For decades, the school scrap was a prevalent coming-of-age trope in movies and TV. The ’80s produced some of the most memorable scenes, whether it was Clifford versus Moody in “My Bodyguard” or Ralphie versus Scut in “A Christmas Story.” Then in 1993, Richard Linklater gave us the memorable freshmen versus the paddle-wielding Fred O’Bannion and his cohort of sadistic seniors in ‘Dazed and Confused’; and in 2002, Sam Raimi offered Peter Parker decking Flash Thomspon in high school. Even SpongeBob has gotten into a scuffle with a classmate at a boating school.
But the on-screen teen brawls have since evolved into more than just a metaphor for boys on the cusp of adulthood and learning to assert their masculinity. Nowhere is this more evident than in the queer sex comedy ‘Bottoms’, which debunks and undermines the crass masculinity of the school struggle as a milestone in male development, ultimately becoming about young women asserting their identity and resisting the conventions.
PJ and Josie are best friends who start a women’s fight club at their high school, with the goal of losing their virginity to two popular cheerleaders. The entire premise of this wonderfully absurd offbeat comedy is based on two young women using a story often associated with masculinity to their advantage.
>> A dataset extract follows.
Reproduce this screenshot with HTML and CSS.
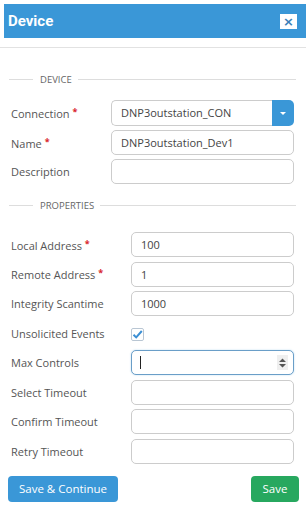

PJ specifically models the concept of the extracurricular program on “Fight Club,” which also works as a meta-commentary: the girls in “Bottoms” change genders in the same way that “Bottoms” itself reworks the testosterone-pumped, fist-bumping, on men focused genre of fight films like that much adored film. (“I Love David Fincher,” one of the girls says casually about the director of “Fight Club” as she walks into the first club meeting.)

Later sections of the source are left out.